# Set of all probability distributions supported on $\Omega$ is a convex set.

Let $\Omega$ be a set of $n$ elements.

I need to do the following two things:

1. Describe the set $\mathcal{P}$ of all probability distributions supported on $\Omega$.
2. Show that $\mathcal{P}$ is convex.

Now, the second part is probably very easy once I've figured out the first part. For the first part, I was given the hint: "represent a distribution on $\Omega$ by a vector and describe its properties to obtain an analytic description of $\mathcal{P}$".

What I'm confused about is, are we talking about cumulative distribution functions? Are we talking about probability density functions? Because $\Omega$ consists of $n$ elements, are we talking about discrete probability distributions? Or do we just mean that for any given distribution, the probabilities of elements are between $0$ and $1$ and add up to (or integrate to, if it's continuous) to $1$?

The wording of Part 1 is very confusing to me and I don't understand how to represent a distribution on $\Omega$ by a vector. Also, what does it mean that the probability distribution is "supported" on $\Omega$? Usually, the support of a function is the set of all $x$ such that the function value is nonzero, so does this mean that no point in $\Omega$ gives us a zero probability?

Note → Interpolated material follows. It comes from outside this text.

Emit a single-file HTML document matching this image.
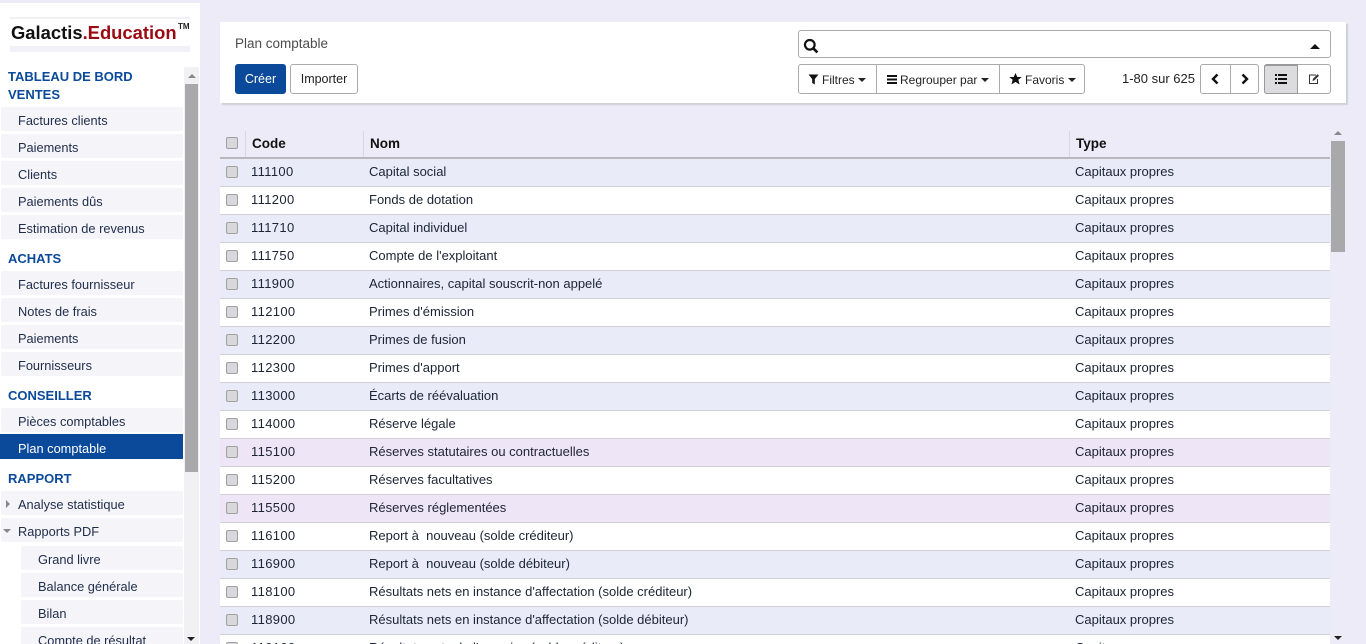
<!DOCTYPE html>
<html lang="fr">
<head>
<meta charset="utf-8">
<title>Plan comptable</title>
<style>
html,body{margin:0;padding:0;width:1366px;height:644px;overflow:hidden}
body{background:#ecebf7;font-family:"Liberation Sans",sans-serif;font-size:13px;color:#1c2433;position:relative}
.a{position:absolute;white-space:nowrap}
#side{position:absolute;left:0;top:3px;width:200px;height:641px;background:#fff}
.h{position:absolute;left:8px;font-weight:bold;color:#0b4a9a;line-height:18px;white-space:nowrap;margin-top:1px}
.i{position:absolute;left:1px;width:182px;height:24px;background:#f5f4f9;line-height:24px;padding:0;border-radius:2px}
.i span{position:absolute;left:17px;top:2px;white-space:nowrap;color:#1f2d4a;font-size:12.8px}
.i.s{left:21px;width:162px}
.i.act{left:0;width:183px;height:25px;background:#0b4a9a;border-radius:0}
.i.act span{left:18px;top:3px;color:#fff}
#cp{position:absolute;left:220px;top:22px;width:1126px;height:81px;background:#fff;box-shadow:2px 2px 1px #cfcfd6}
.btn{position:absolute;box-sizing:border-box;top:64px;height:30px;border:1px solid #aaa;border-radius:3px;background:#fff;line-height:29px;text-align:center;color:#222;font-size:12.5px}
.sep{position:absolute;width:1px;background:#aaa}
.row{position:absolute;left:220px;width:1110px;height:27px;border-bottom:1px solid #d2d2d6;background:#e9ebf8}
.row.p{background:#eee5f6}
.row.w{background:#fff}
.cb{position:absolute;box-sizing:border-box;left:6px;width:12px;height:12px;background:#d8d8dc;border:1px solid #a0a0a4;border-radius:2px}
.row b{font-weight:normal;position:absolute;top:5px;line-height:16px;white-space:nowrap;color:#1c2433}
.c1{left:31px;letter-spacing:.35px}.c2{left:149px}.c3{left:855px}
.th{position:absolute;top:136px;font-weight:bold;color:#111;line-height:16px;font-size:13.5px}
.tsep{position:absolute;top:131px;height:26px;width:1px;background:#d8d8de}
.tri{position:absolute;width:0;height:0}
.up{border-left:4px solid transparent;border-right:4px solid transparent;border-bottom:4px solid #888}
.dn{border-left:4px solid transparent;border-right:4px solid transparent;border-top:4px solid #222}
.car{display:inline-block;width:0;height:0;border-left:4px solid transparent;border-right:4px solid transparent;border-top:4px solid #222;vertical-align:2px;margin-left:0}
</style>
</head>
<body>
<div id="side"></div>

<!-- logo -->
<div class="a" style="left:10px;top:17px;width:180px;height:2px;background:#f0f0f6"></div>
<div class="a" style="left:10px;top:46px;width:180px;height:6px;background:#f1f1f7"></div>
<div class="a" style="left:11px;top:22px;font-size:18.4px;font-weight:bold;line-height:22px;color:#111">Galactis<span style="color:#9a0a12">.Education</span></div>
<div class="a" style="left:178px;top:22px;font-size:8px;font-weight:bold;line-height:10px;color:#222">TM</div>

<!-- sidebar -->
<div class="h" style="top:67px">TABLEAU DE BORD</div>
<div class="h" style="top:85px">VENTES</div>
<div class="i" style="top:107px"><span>Factures clients</span></div>
<div class="i" style="top:134px"><span>Paiements</span></div>
<div class="i" style="top:161px"><span>Clients</span></div>
<div class="i" style="top:188px"><span>Paiements dûs</span></div>
<div class="i" style="top:215px"><span>Estimation de revenus</span></div>
<div class="h" style="top:249px">ACHATS</div>
<div class="i" style="top:271px"><span>Factures fournisseur</span></div>
<div class="i" style="top:298px"><span>Notes de frais</span></div>
<div class="i" style="top:325px"><span>Paiements</span></div>
<div class="i" style="top:352px"><span>Fournisseurs</span></div>
<div class="h" style="top:386px">CONSEILLER</div>
<div class="i" style="top:408px"><span>Pièces comptables</span></div>
<div class="i act" style="top:434px"><span>Plan comptable</span></div>
<div class="h" style="top:469px">RAPPORT</div>
<div class="i" style="top:491px"><span>Analyse statistique</span></div>
<div class="i" style="top:518px"><span>Rapports PDF</span></div>
<div class="tri" style="left:6px;top:500px;border-top:4px solid transparent;border-bottom:4px solid transparent;border-left:4px solid #888"></div>
<div class="tri" style="left:3px;top:529px;border-left:4px solid transparent;border-right:4px solid transparent;border-top:4px solid #888"></div>
<div class="i s" style="top:546px"><span>Grand livre</span></div>
<div class="i s" style="top:573px"><span>Balance générale</span></div>
<div class="i s" style="top:600px"><span>Bilan</span></div>
<div class="i s" style="top:627px"><span>Compte de résultat</span></div>

<!-- sidebar scrollbar -->
<div class="a" style="left:184px;top:67px;width:15px;height:577px;background:#f1f1f4"></div>
<div class="a" style="left:185px;top:84px;width:13px;height:388px;background:#a9a9ab"></div>
<div class="tri up" style="left:188px;top:74px"></div>
<div class="tri dn" style="left:187px;top:637px"></div>

<!-- control panel -->
<div id="cp"></div>
<div class="a" style="left:235px;top:35px;line-height:17px;color:#4c4c4c;font-size:13.5px">Plan comptable</div>
<div class="btn" style="left:235px;width:51px;background:#0b4a9a;border-color:#0b4a9a;color:#fff">Créer</div>
<div class="btn" style="left:290px;width:68px">Importer</div>

<div class="a" style="left:798px;top:30px;width:533px;height:28px;box-sizing:border-box;border:1px solid #aaa;border-radius:3px;background:#fff"></div>
<svg class="a" style="left:803px;top:38px" width="16" height="16" viewBox="0 0 16 16"><circle cx="6.8" cy="6.8" r="4.8" fill="none" stroke="#111" stroke-width="2.2"/><path d="M10.4 10.4L14.4 14.4" stroke="#111" stroke-width="2.6"/></svg>
<div class="tri" style="left:1310px;top:44px;border-left:5px solid transparent;border-right:5px solid transparent;border-bottom:5px solid #111"></div>

<div class="btn" style="left:798px;width:287px"></div>
<div class="sep" style="left:876px;top:64px;height:30px"></div>
<div class="sep" style="left:999px;top:64px;height:30px"></div>
<svg class="a" style="left:808px;top:74px" width="11" height="11" viewBox="0 0 11 11"><path d="M0.5 0.5H10.5L6.8 5V10.5L4.2 9V5Z" fill="#111"/></svg>
<div class="a" style="left:822px;top:72px;font-size:12px;line-height:16px;color:#222">Filtres <i class="car"></i></div>
<svg class="a" style="left:887px;top:75px" width="10" height="9" viewBox="0 0 10 9"><path d="M0 0H10V2H0ZM0 3.5H10V5.5H0ZM0 7H10V9H0Z" fill="#111"/></svg>
<div class="a" style="left:900px;top:72px;font-size:12px;line-height:16px;color:#222">Regrouper par <i class="car"></i></div>
<svg class="a" style="left:1009px;top:73px" width="13" height="12" viewBox="0 0 13 12"><path d="M6.5 0L8.3 4H12.8L9.3 6.8L10.6 11.5L6.5 8.9L2.4 11.5L3.7 6.8L0.2 4H4.7Z" fill="#111"/></svg>
<div class="a" style="left:1025px;top:72px;font-size:12px;line-height:16px;color:#222">Favoris <i class="car"></i></div>

<div class="a" style="left:1122px;top:71px;font-size:13px;line-height:16px;color:#222">1-80 sur 625</div>

<div class="btn" style="left:1200px;width:59px"></div>
<div class="sep" style="left:1230px;top:64px;height:30px"></div>
<svg class="a" style="left:1211px;top:73px" width="9" height="12" viewBox="0 0 9 12"><path d="M6.5 1.5L2 6L6.5 10.5" fill="none" stroke="#111" stroke-width="2.4"/></svg>
<svg class="a" style="left:1240px;top:73px" width="9" height="12" viewBox="0 0 9 12"><path d="M2.5 1.5L7 6L2.5 10.5" fill="none" stroke="#111" stroke-width="2.4"/></svg>

<div class="btn" style="left:1264px;width:67px"></div>
<div class="a" style="left:1264px;top:64px;width:34px;height:30px;box-sizing:border-box;background:#dcdcde;border:1px solid #999;border-top:2px solid #999;border-radius:3px 0 0 3px"></div>
<svg class="a" style="left:1275px;top:74px" width="12" height="10" viewBox="0 0 12 10"><path d="M0 0H2V2H0ZM3 0H12V2H3ZM0 4H2V6H0ZM3 4H12V6H3ZM0 8H2V10H0ZM3 8H12V10H3Z" fill="#111"/></svg>
<svg class="a" style="left:1308px;top:73px" width="12" height="12" viewBox="0 0 12 12"><path d="M8 2H1.5V10.5H9.5V6" fill="none" stroke="#333" stroke-width="1"/><path d="M4.5 8L5 5.8L9.5 1.2L11 2.7L6.5 7.3Z" fill="#333"/></svg>

<!-- table header -->
<div class="cb" style="left:226px;top:137px"></div>
<div class="tsep" style="left:245px"></div>
<div class="tsep" style="left:363px"></div>
<div class="tsep" style="left:1069px"></div>
<div class="th" style="left:252px">Code</div>
<div class="th" style="left:370px">Nom</div>
<div class="th" style="left:1076px">Type</div>
<div class="a" style="left:220px;top:157px;width:1110px;height:2px;background:#b8b8bc"></div>

<!-- rows -->
<div class="row" style="top:159px"><i class="cb" style="top:7px"></i><b class="c1">111100</b><b class="c2">Capital social</b><b class="c3">Capitaux propres</b></div>
<div class="row w" style="top:187px"><i class="cb" style="top:7px"></i><b class="c1">111200</b><b class="c2">Fonds de dotation</b><b class="c3">Capitaux propres</b></div>
<div class="row" style="top:215px"><i class="cb" style="top:7px"></i><b class="c1">111710</b><b class="c2">Capital individuel</b><b class="c3">Capitaux propres</b></div>
<div class="row w" style="top:243px"><i class="cb" style="top:7px"></i><b class="c1">111750</b><b class="c2">Compte de l'exploitant</b><b class="c3">Capitaux propres</b></div>
<div class="row" style="top:271px"><i class="cb" style="top:7px"></i><b class="c1">111900</b><b class="c2">Actionnaires, capital souscrit-non appelé</b><b class="c3">Capitaux propres</b></div>
<div class="row w" style="top:299px"><i class="cb" style="top:7px"></i><b class="c1">112100</b><b class="c2">Primes d'émission</b><b class="c3">Capitaux propres</b></div>
<div class="row" style="top:327px"><i class="cb" style="top:7px"></i><b class="c1">112200</b><b class="c2">Primes de fusion</b><b class="c3">Capitaux propres</b></div>
<div class="row w" style="top:355px"><i class="cb" style="top:7px"></i><b class="c1">112300</b><b class="c2">Primes d'apport</b><b class="c3">Capitaux propres</b></div>
<div class="row" style="top:383px"><i class="cb" style="top:7px"></i><b class="c1">113000</b><b class="c2">Écarts de réévaluation</b><b class="c3">Capitaux propres</b></div>
<div class="row w" style="top:411px"><i class="cb" style="top:7px"></i><b class="c1">114000</b><b class="c2">Réserve légale</b><b class="c3">Capitaux propres</b></div>
<div class="row p" style="top:439px"><i class="cb" style="top:7px"></i><b class="c1">115100</b><b class="c2">Réserves statutaires ou contractuelles</b><b class="c3">Capitaux propres</b></div>
<div class="row w" style="top:467px"><i class="cb" style="top:7px"></i><b class="c1">115200</b><b class="c2">Réserves facultatives</b><b class="c3">Capitaux propres</b></div>
<div class="row p" style="top:495px"><i class="cb" style="top:7px"></i><b class="c1">115500</b><b class="c2">Réserves réglementées</b><b class="c3">Capitaux propres</b></div>
<div class="row w" style="top:523px"><i class="cb" style="top:7px"></i><b class="c1">116100</b><b class="c2">Report à &nbsp;nouveau (solde créditeur)</b><b class="c3">Capitaux propres</b></div>
<div class="row" style="top:551px"><i class="cb" style="top:7px"></i><b class="c1">116900</b><b class="c2">Report à &nbsp;nouveau (solde débiteur)</b><b class="c3">Capitaux propres</b></div>
<div class="row w" style="top:579px"><i class="cb" style="top:7px"></i><b class="c1">118100</b><b class="c2">Résultats nets en instance d'affectation (solde créditeur)</b><b class="c3">Capitaux propres</b></div>
<div class="row" style="top:607px"><i class="cb" style="top:7px"></i><b class="c1">118900</b><b class="c2">Résultats nets en instance d'affectation (solde débiteur)</b><b class="c3">Capitaux propres</b></div>
<div class="row w" style="top:635px"><i class="cb" style="top:7px"></i><b class="c1">119100</b><b class="c2">Résultats nets de l'exercice (solde créditeur)</b><b class="c3">Capitaux propres</b></div>

<!-- table scrollbar -->
<div class="a" style="left:1331px;top:141px;width:14px;height:111px;background:#a9a9ab"></div>
<div class="tri up" style="left:1334px;top:131px"></div>
<div class="tri dn" style="left:1334px;top:636px"></div>
</body>
</html>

I apologize for my absolute cluelessness, but I really need help understanding this! Could somebody please help me?

Thank you.

• For starters, how does your textbook or teacher define "probability distribution" on a finite set $\Omega$? – kimchi lover Sep 28 '17 at 21:50
• @kimchilover they don't because it's not a probabilty course - it's a nonlinear optimization course. When I asked for clarification though, our prof said "that $\Omega$ as a sample space contains finitely many simple events to which we assign probabilities. Thus, any distribution is completely described by stating what are the probabilities of those simple events. " – ALannister Sep 28 '17 at 21:53
• @kimchilover this is what I'm thinking: Let $X$ be probability distribution supported on $\Omega$. Then, for $\{\omega_{1}, \omega_{2}, \cdots , \omega_{n}\} \in \Omega$, let $x:= (p(\omega_{1}),p(\omega_{2}) , \cdots , p(\omega_{n})) \in \mathbb{R}^{n}$. Then, since $x$ is supported on $\Omega$, $p(\omega_{i})>0$ $\forall i$, and since $\sum_{i=1}^{n} p(\omega_{i})=1$, $p(\omega_{i})<1$ $\forall i$. Is that enough of an analytic description? – ALannister Sep 28 '17 at 22:06
• Sounds good to me. You have reduced the question to one about a set of vectors. I might also consider the case where $p(\omega_i)=0$ is allowed, and see if the answers are different in that case, too. – kimchi lover Sep 28 '17 at 22:26
• hint – Nadiels Sep 28 '17 at 22:50

WLOG assume that $\Omega = \{1,2,\ldots,n\}$. Let $\mathcal F=2^\Omega$. A probability distribution $P\in\mathcal P$ is a map $P:\mathcal F\to\mathbb R$ such that
• $P(E)\geqslant0$ for $E\in\mathcal F$.
• $P(A\cup B) = P(A)+P(B)$ for $A,B\in\mathcal F$ with $A\cap B=\varnothing$.
• $P(\Omega)=1$.
The set $\mathcal P$ then is just the collection of measures on $\Omega$ which assign the value $1$ to $\Omega$. Now let $P,Q\in\mathcal P$ and $\lambda\in(0,1)$. It is clear that $\lambda P(E) + (1-\lambda)Q(E)\geqslant 0$ for each $E\in\mathcal F$ and that $\lambda P(\Omega) + (1-\lambda)Q(\Omega) = 1$. If $A,B\in\mathcal F$ are disjoint, then $$\lambda P(A\cup B) + (1-\lambda)Q(A\cup B) = \lambda(P(A)+P(B)) + (1-\lambda)(Q(A)+Q(B)),$$ and so $\lambda P + (1-\lambda)Q\in\mathcal P$. It follows that $\mathcal P$ is convex.